## THE TASK
Extract every line from the records below that contains the word "React".

## RECORDS FOR PROCESSING
····················

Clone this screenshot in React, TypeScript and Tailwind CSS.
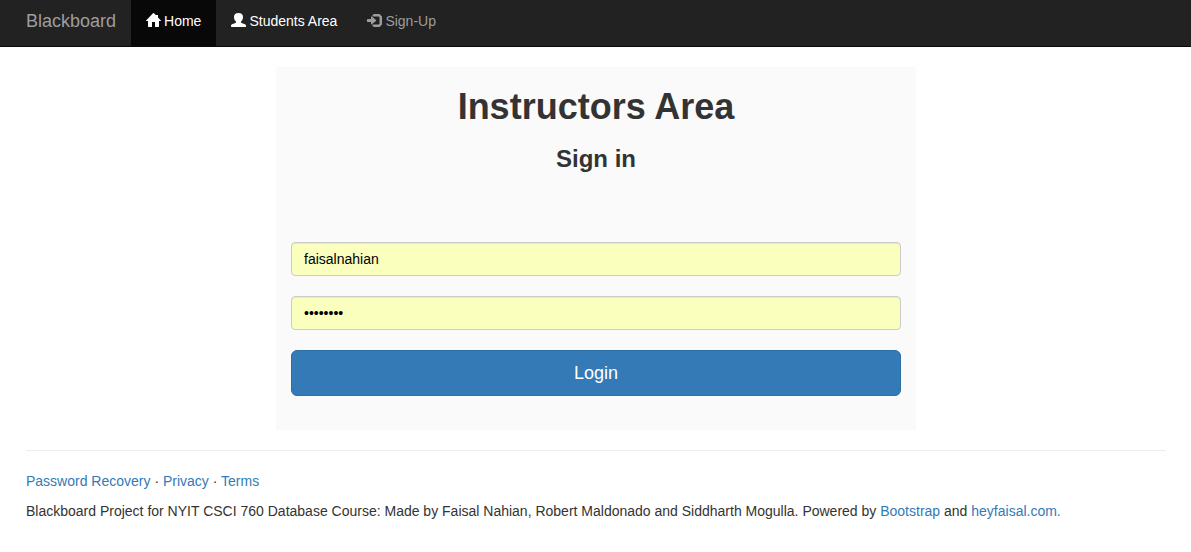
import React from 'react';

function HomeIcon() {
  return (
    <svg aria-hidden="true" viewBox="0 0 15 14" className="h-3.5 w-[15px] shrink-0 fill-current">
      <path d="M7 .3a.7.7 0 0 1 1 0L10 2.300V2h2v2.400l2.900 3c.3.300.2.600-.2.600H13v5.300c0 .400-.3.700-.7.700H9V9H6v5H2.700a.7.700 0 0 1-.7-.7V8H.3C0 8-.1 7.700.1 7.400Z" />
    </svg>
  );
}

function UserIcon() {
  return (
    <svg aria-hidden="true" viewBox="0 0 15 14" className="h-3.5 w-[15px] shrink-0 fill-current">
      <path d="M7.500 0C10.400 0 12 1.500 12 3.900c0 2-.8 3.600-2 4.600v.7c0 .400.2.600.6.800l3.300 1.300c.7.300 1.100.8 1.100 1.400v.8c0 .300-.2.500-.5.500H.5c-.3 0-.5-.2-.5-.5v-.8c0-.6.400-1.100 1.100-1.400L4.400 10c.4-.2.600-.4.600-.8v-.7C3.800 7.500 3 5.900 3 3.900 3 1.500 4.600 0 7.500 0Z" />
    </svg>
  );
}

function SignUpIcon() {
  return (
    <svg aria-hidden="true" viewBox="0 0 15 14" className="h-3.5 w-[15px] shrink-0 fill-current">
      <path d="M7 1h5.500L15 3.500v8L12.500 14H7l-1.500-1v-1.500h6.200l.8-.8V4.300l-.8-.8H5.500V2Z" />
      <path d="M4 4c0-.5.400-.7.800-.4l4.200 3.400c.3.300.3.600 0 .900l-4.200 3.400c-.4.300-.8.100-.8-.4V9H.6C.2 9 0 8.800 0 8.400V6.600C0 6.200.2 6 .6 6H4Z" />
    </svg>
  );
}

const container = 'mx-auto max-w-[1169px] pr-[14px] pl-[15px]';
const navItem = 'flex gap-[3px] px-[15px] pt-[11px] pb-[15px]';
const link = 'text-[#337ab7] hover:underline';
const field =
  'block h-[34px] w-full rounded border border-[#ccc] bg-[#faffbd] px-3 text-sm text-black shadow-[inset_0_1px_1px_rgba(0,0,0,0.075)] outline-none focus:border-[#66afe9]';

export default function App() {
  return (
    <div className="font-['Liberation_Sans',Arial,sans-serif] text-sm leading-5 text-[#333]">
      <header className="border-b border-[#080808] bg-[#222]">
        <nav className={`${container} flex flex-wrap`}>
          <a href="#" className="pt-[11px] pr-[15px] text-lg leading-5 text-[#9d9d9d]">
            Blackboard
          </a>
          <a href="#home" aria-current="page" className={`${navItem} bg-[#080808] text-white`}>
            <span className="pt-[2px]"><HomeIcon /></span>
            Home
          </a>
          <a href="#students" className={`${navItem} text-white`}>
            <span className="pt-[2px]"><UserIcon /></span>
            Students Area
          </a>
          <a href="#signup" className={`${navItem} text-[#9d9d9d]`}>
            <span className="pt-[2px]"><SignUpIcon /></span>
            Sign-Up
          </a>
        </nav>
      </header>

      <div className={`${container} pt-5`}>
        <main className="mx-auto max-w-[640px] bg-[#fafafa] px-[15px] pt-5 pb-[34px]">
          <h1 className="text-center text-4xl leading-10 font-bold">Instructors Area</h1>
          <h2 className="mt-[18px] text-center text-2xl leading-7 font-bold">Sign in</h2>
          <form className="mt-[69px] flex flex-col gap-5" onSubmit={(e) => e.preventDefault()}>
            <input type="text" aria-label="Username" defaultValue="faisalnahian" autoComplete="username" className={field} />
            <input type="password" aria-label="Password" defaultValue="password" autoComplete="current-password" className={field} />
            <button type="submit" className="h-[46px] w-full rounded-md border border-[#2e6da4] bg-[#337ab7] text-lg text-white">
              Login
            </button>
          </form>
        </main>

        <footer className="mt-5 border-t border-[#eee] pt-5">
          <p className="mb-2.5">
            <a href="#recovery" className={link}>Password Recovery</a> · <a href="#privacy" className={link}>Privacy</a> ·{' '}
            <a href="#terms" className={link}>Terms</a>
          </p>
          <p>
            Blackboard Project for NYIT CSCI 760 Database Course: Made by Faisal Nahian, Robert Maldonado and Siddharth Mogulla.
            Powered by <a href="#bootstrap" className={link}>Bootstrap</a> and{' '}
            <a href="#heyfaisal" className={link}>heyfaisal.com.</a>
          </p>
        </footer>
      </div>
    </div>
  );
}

····················

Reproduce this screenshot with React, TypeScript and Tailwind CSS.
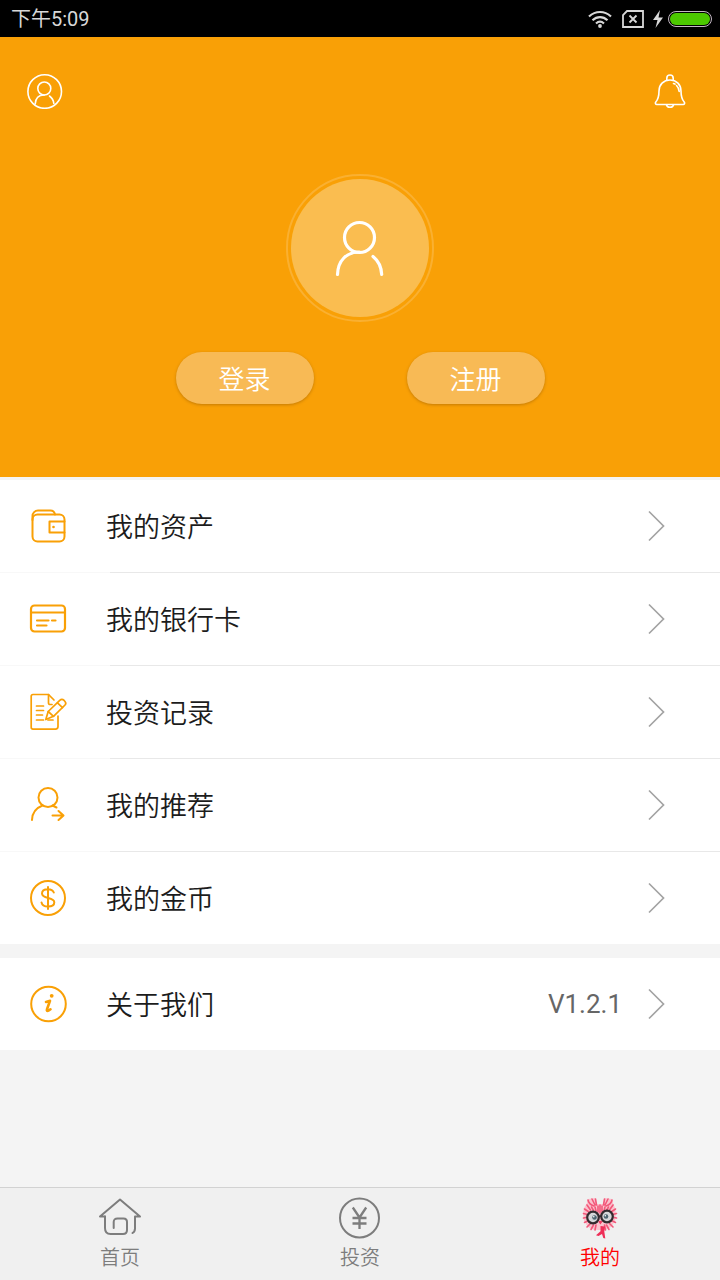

····················

## TASK OUTPUT
Clone this screenshot in React, TypeScript and Tailwind CSS.
import React from 'react';
Reproduce this screenshot with React, TypeScript and Tailwind CSS.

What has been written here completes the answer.